The new president, a director of the family conglomerate from a young age, is opposed to an Argentine parliamentary decision to launch an investigation of people and businesses that participated in the military dictatorship’s crimes, TeleSUR reports. La Nacion, a conservative Buenos Aires newspaper that backed President Macri, the day after the election published an editorial calling for an end of efforts to seek justice for the dictatorship’s victims, denouncing the quest for justice as a “culture of revenge.” Perhaps to emphasize this, the president has appointed as the new secretary for religious affairs Santiago Manuel de Estrada, who served as secretary for social security during the military dictatorship, which presided over severe reductions in wages and living conditions to go along with its death squads and torture facilities.

A monopoly for press backers, repression for opponents

Argentina’s biggest media conglomerate, Clarín, also backs President Macri, and no wonder: He has already moved to eliminate Argentina’s anti-monopoly law, which restricts the number of TV, cable and radio licenses a company can hold at one time, so that a handful of corporations can completely control the mass media. Such laws have precedent; for example, U.S. communications law long restricted anyone from owning more than 14 radio stations and seven television stations until overturned during the Reagan era. The Macri government is moving swiftly to silence opposition — it has forced a popular radio broadcaster, Victor Morales, off the air. According to the Buenos Aires Herald:

“ ‘I’m being kicked out because this company needs government advertising … No radio in Argentina can survive without government ads. They can’t mess with Macri,’ said the journalist.”

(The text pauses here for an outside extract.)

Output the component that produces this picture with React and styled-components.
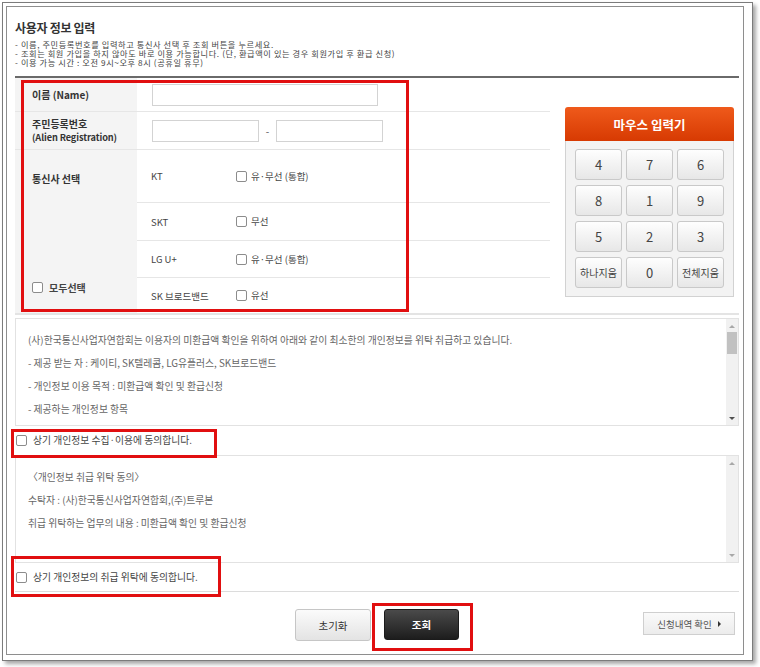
import React from "react";
import styled, { createGlobalStyle } from "styled-components";

const GlobalStyle = createGlobalStyle`
  html, body { margin: 0; padding: 0; background: #fff; }
  body { font-family: "Noto Sans CJK KR", "Noto Sans", sans-serif; color: #333; }
  * { box-sizing: border-box; }
`;

const Page = styled.div`
  position: relative;
  width: 760px;
  height: 667px;
  padding: 2px 0 0 2px;
`;

const OuterFrame = styled.div`
  width: 751px;
  height: 659px;
  border: 1px solid #7b7b7b;
  box-shadow: 3px 3px 4px rgba(0, 0, 0, 0.35);
  padding: 3px 8px 5px 3px;
  background: #fff;
`;

const InnerFrame = styled.div`
  height: 100%;
  border: 1px solid #8e8e8e;
  padding: 0 4px 0 8px;
  display: flex;
  flex-direction: column;
`;

const Title = styled.h2`
  margin: 13px 0 0;
  font-size: 12px;
  line-height: 16px;
  font-weight: bold;
  letter-spacing: -0.3px;
  color: #333;
`;

const Guide = styled.ul`
  list-style: none;
  margin: 3.5px 0 0;
  padding: 0 0 8.7px;
  border-bottom: 2px solid #6a6a6a;
  font-size: 8.2px;
  line-height: 9.3px;
  letter-spacing: 0.6px;
  color: #444;
`;

const FormArea = styled.div`
  display: flex;
  align-items: flex-start;
  border-bottom: 2px solid #e4e4e4;
`;

const Table = styled.div`
  width: 535px;
`;

const Row = styled.div`
  display: grid;
  grid-template-columns: 122px 1fr;
  height: ${(p) => p.$h}px;
  border-bottom: 1px solid #e6e6e6;
`;

const Label = styled.div`
  background: #f4f4f4;
  padding-left: 17px;
  display: flex;
  flex-direction: column;
  justify-content: center;
  font-size: 10px;
  line-height: 13.5px;
  font-weight: bold;
  color: #333;
`;

const SubLabel = styled.span`
  font-size: 9.2px;
  letter-spacing: -0.1px;
`;

const Cell = styled.div`
  display: flex;
  align-items: center;
  padding-left: 15px;
`;

const TextInput = styled.input`
  width: ${(p) => p.$w}px;
  height: 22px;
  border: 1px solid #d3d3d3;
  background: #fff;
  padding: 0 4px;
  outline: none;
`;

const Dash = styled.span`
  width: 17px;
  text-align: center;
  font-size: 10px;
  color: #555;
`;

const CarrierBlock = styled.div`
  display: grid;
  grid-template-columns: 122px 1fr;
  height: 163px;
`;

const CarrierLabel = styled(Label)`
  justify-content: space-between;
  padding-top: 22px;
  padding-bottom: 19px;
  line-height: 13px;
`;

const CarrierRow = styled.div`
  display: grid;
  grid-template-columns: 85px 1fr;
  align-items: center;
  padding-left: 14px;
  height: ${(p) => p.$h}px;
  border-bottom: ${(p) => (p.$last ? "none" : "1px solid #e6e6e6")};
  font-size: 9.5px;
  color: #444;
`;

const Check = styled.label`
  display: inline-flex;
  align-items: center;
  gap: ${(p) => p.$gap || 4}px;
  font-size: ${(p) => p.$size || 9.5}px;
  font-weight: ${(p) => (p.$bold ? "bold" : "normal")};
  color: #444;
  line-height: 13px;
`;

const Box = styled.span`
  width: 11px;
  height: 11px;
  border: 1px solid #8c8c8c;
  border-radius: 2px;
  background: #fff;
  flex: none;
`;

const Keypad = styled.div`
  width: 169px;
  margin: 29px 0 0 15px;
`;

const KeypadHead = styled.div`
  height: 34px;
  border-radius: 3px 3px 0 0;
  background: linear-gradient(#ef5a1b, #d73a02);
  color: #fff;
  font-size: 12.5px;
  font-weight: bold;
  display: flex;
  align-items: center;
  justify-content: center;
`;

const KeypadBody = styled.div`
  background: #f3f3f3;
  border: 1px solid #d2d2d2;
  border-top: none;
  padding: 8px 9px 8px;
  display: grid;
  grid-template-columns: repeat(3, 47px);
  grid-auto-rows: 31px;
  gap: 5px 4px;
`;

const Key = styled.button`
  border: 1px solid #c9c9c9;
  border-radius: 3px;
  background: linear-gradient(#fefefe, #e7e7e7);
  font-family: inherit;
  font-size: ${(p) => (p.$small ? 10 : 13)}px;
  color: #444;
  padding: 0;
`;

const Agreement = styled.div`
  display: flex;
  height: ${(p) => p.$h}px;
  margin-top: ${(p) => p.$mt || 0}px;
  border: 1px solid #e2e2e2;
`;

const AgreementText = styled.div`
  flex: 1;
  overflow: hidden;
  padding: 15px 12px 0;
  font-size: 9.8px;
  line-height: 13px;
  color: #666;

  p {
    margin: 0 0 10px;
  }
`;

const ScrollTrack = styled.div`
  width: 12px;
  flex: none;
  background: #f1f1f1;
  display: flex;
  flex-direction: column;
  align-items: center;
  padding: 6px 0 5px;
`;

const Arrow = styled.div`
  width: 0;
  height: 0;
  border-left: 3px solid transparent;
  border-right: 3px solid transparent;
  ${(p) => (p.$down ? "border-top" : "border-bottom")}: 3px solid ${(p) => p.$color};
  margin-top: ${(p) => (p.$down ? "auto" : "0")};
`;

const Thumb = styled.div`
  width: 10px;
  height: 22px;
  margin-top: 4px;
  background: #c1c1c1;
`;

const AgreeRow = styled.div`
  height: ${(p) => p.$h}px;
  display: flex;
  align-items: center;
  padding-left: 1px;
  border-bottom: ${(p) => (p.$line ? "1px solid #dcdcdc" : "none")};
`;

const ButtonRow = styled.div`
  display: grid;
  grid-template-columns: 1fr auto 1fr;
  align-items: start;
  padding-top: 17px;
`;

const ButtonGroup = styled.div`
  grid-column: 2;
  display: flex;
  gap: 13px;
`;

const ActionButton = styled.button`
  width: ${(p) => p.$w}px;
  height: ${(p) => p.$h}px;
  border-radius: 3px;
  font-family: inherit;
  font-size: 10.5px;
  padding: 0;
  border: 1px solid ${(p) => (p.$dark ? "#1b1b1b" : "#c6c6c6")};
  background: ${(p) =>
    p.$dark ? "linear-gradient(#4a4a4a, #1d1d1d)" : "linear-gradient(#fbfbfb, #e3e3e3)"};
  color: ${(p) => (p.$dark ? "#fff" : "#333")};
  font-weight: ${(p) => (p.$dark ? "bold" : "normal")};
`;

const HistoryButton = styled.button`
  justify-self: end;
  margin: 3px 4px 0 0;
  width: 92px;
  height: 23px;
  border: 1px solid #cfcfcf;
  background: linear-gradient(#fafafa, #ececec);
  font-family: inherit;
  font-size: 9.5px;
  color: #555;
  display: flex;
  align-items: center;
  justify-content: center;
  gap: 6px;
  padding: 0;
`;

const Caret = styled.span`
  width: 0;
  height: 0;
  border-top: 3px solid transparent;
  border-bottom: 3px solid transparent;
  border-left: 3px solid #333;
`;

const Highlight = styled.div`
  position: absolute;
  left: ${(p) => p.$x}px;
  top: ${(p) => p.$y}px;
  width: ${(p) => p.$w}px;
  height: ${(p) => p.$h}px;
  border: 3px solid #e10f10;
  pointer-events: none;
`;

const carriers = [
  { name: "KT", option: "유·무선 (통합)", h: 53 },
  { name: "SKT", option: "무선", h: 38 },
  { name: "LG U+", option: "유·무선 (통합)", h: 37 },
  { name: "SK 브로드밴드", option: "유선", h: 35, last: true },
];

const keys = ["4", "7", "6", "8", "1", "9", "5", "2", "3", "하나지움", "0", "전체지움"];

function Scrollbar({ thumb }) {
  return (
    <ScrollTrack>
      <Arrow $color="#a8a8a8" />
      {thumb && <Thumb />}
      <Arrow $down $color={thumb ? "#505050" : "#a8a8a8"} />
    </ScrollTrack>
  );
}

export default function App() {
  return (
    <Page>
      <GlobalStyle />
      <OuterFrame>
        <InnerFrame>
          <Title>사용자 정보 입력</Title>
          <Guide>
            <li>- 이름, 주민등록번호를 입력하고 통신사 선택 후 조회 버튼을 누르세요.</li>
            <li>- 조회는 회원 가입을 하지 않아도 바로 이용 가능합니다. (단, 환급액이 있는 경우 회원가입 후 환급 신청)</li>
            <li>- 이용 가능 시간 : 오전 9시~오후 8시 (공휴일 휴무)</li>
          </Guide>

          <FormArea>
            <Table>
              <Row $h={34}>
                <Label>이름 (Name)</Label>
                <Cell>
                  <TextInput $w={226} />
                </Cell>
              </Row>
              <Row $h={38}>
                <Label>
                  <span>주민등록번호</span>
                  <SubLabel>(Alien Registration)</SubLabel>
                </Label>
                <Cell>
                  <TextInput $w={107} />
                  <Dash>-</Dash>
                  <TextInput $w={107} />
                </Cell>
              </Row>
              <CarrierBlock>
                <CarrierLabel>
                  <span>통신사 선택</span>
                  <Check $bold $size={10} $gap={6}>
                    <Box />
                    모두선택
                  </Check>
                </CarrierLabel>
                <div>
                  {carriers.map((c) => (
                    <CarrierRow key={c.name} $h={c.h} $last={c.last}>
                      <span>{c.name}</span>
                      <Check>
                        <Box />
                        {c.option}
                      </Check>
                    </CarrierRow>
                  ))}
                </div>
              </CarrierBlock>
            </Table>

            <Keypad>
              <KeypadHead>마우스 입력기</KeypadHead>
              <KeypadBody>
                {keys.map((k) => (
                  <Key key={k} $small={k.length > 1}>
                    {k}
                  </Key>
                ))}
              </KeypadBody>
            </Keypad>
          </FormArea>

          <Agreement $h={108} $mt={3}>
            <AgreementText>
              <p>(사)한국통신사업자연합회는 이용자의 미환급액 확인을 위하여 아래와 같이 최소한의 개인정보를 위탁 취급하고 있습니다.</p>
              <p>- 제공 받는 자 : 케이티, SK텔레콤, LG유플러스, SK브로드밴드</p>
              <p>- 개인정보 이용 목적 : 미환급액 확인 및 환급신청</p>
              <p>- 제공하는 개인정보 항목</p>
            </AgreementText>
            <Scrollbar thumb />
          </Agreement>
          <AgreeRow $h={29}>
            <Check $gap={6} $size={9.8}>
              <Box />
              상기 개인정보 수집·이용에 동의합니다.
            </Check>
          </AgreeRow>

          <Agreement $h={108}>
            <AgreementText>
              <p>〈개인정보 취급 위탁 동의〉</p>
              <p>수탁자 : (사)한국통신사업자연합회,(주)트루본</p>
              <p>취급 위탁하는 업무의 내용 : 미환급액 확인 및 환급신청</p>
            </AgreementText>
            <Scrollbar />
          </Agreement>
          <AgreeRow $h={29} $line>
            <Check $gap={6} $size={9.8}>
              <Box />
              상기 개인정보의 취급 위탁에 동의합니다.
            </Check>
          </AgreeRow>

          <ButtonRow>
            <ButtonGroup>
              <ActionButton $w={76} $h={32}>초기화</ActionButton>
              <ActionButton $w={75} $h={31} $dark>
                조회
              </ActionButton>
            </ButtonGroup>
            <HistoryButton>
              신청내역 확인
              <Caret />
            </HistoryButton>
          </ButtonRow>
        </InnerFrame>
      </OuterFrame>

      <Highlight $x={21} $y={80} $w={388} $h={232} />
      <Highlight $x={11} $y={429} $w={206} $h={29} />
      <Highlight $x={11} $y={556} $w={210} $h={41} />
      <Highlight $x={372} $y={603} $w={101} $h={48} />
    </Page>
  );
}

Demonstrations against these developments have already taken place, as have a public-sector strike against massive layoffs, demonstrations against the new government’s anti-protest law and protests against the imprisonment of Indigenous leader Milagro Sala. A total of 25,000 public workers have been dismissed as part of the Macri government’s austerity policies, and a new “security protocol” enables indiscriminate arrests and restricts the press’ ability to cover such events, opponents say. A coalition organizing against these new repressive policies states:

“The new protocol implies that every protest is now a criminal offense, and empowers the Security Forces — the same forces that played an active role in Argentina’s last military dictatorship — to allow or forbid any protests. The criminalization of protests violates several judicial decisions that state the right to demonstrate supersedes any occasional traffic problems that may be caused.

This year, on the 40th anniversary of the military coup in Argentina, the Mauricio Macri government has begun a campaign to eliminate an essential human right — the fundamental right to protest and demonstrate. With this new protocol, the government will try to prevent workers from protesting against redundancies or demanding salary increases, or mobilize against power outages and mining projects. This protocol openly defies the constitutional rights of the Argentine people as well as international treaties on human rights.”

Ms. Sala, imprisoned for the past two months, was arrested after protesting the policies of a provincial governor aligned with the president. She was acting in support of an organization she heads that provides social services. Parliamentarians, civil organizations and human rights campaigners across South America have denounced her arrest as political, and the United Nations has called for an explanation of her continued detention. The Buenos Aires Provincial Commission for Memory has issued this statement:

“Organizing collective action does not mean ‘inciting crimes,’ a massive demonstration is not ‘public disturbance’ and to oppose a government decision is not ‘an act of sedition.’ They are all democratic freedoms.”

They should be. But not when a right-wing government is determined to impose the rule of capital, or, in the case of the Macri government, to be a willing subaltern of international capital. The logic of the rule of financiers can only lead to not only intensified austerity, but increased repression.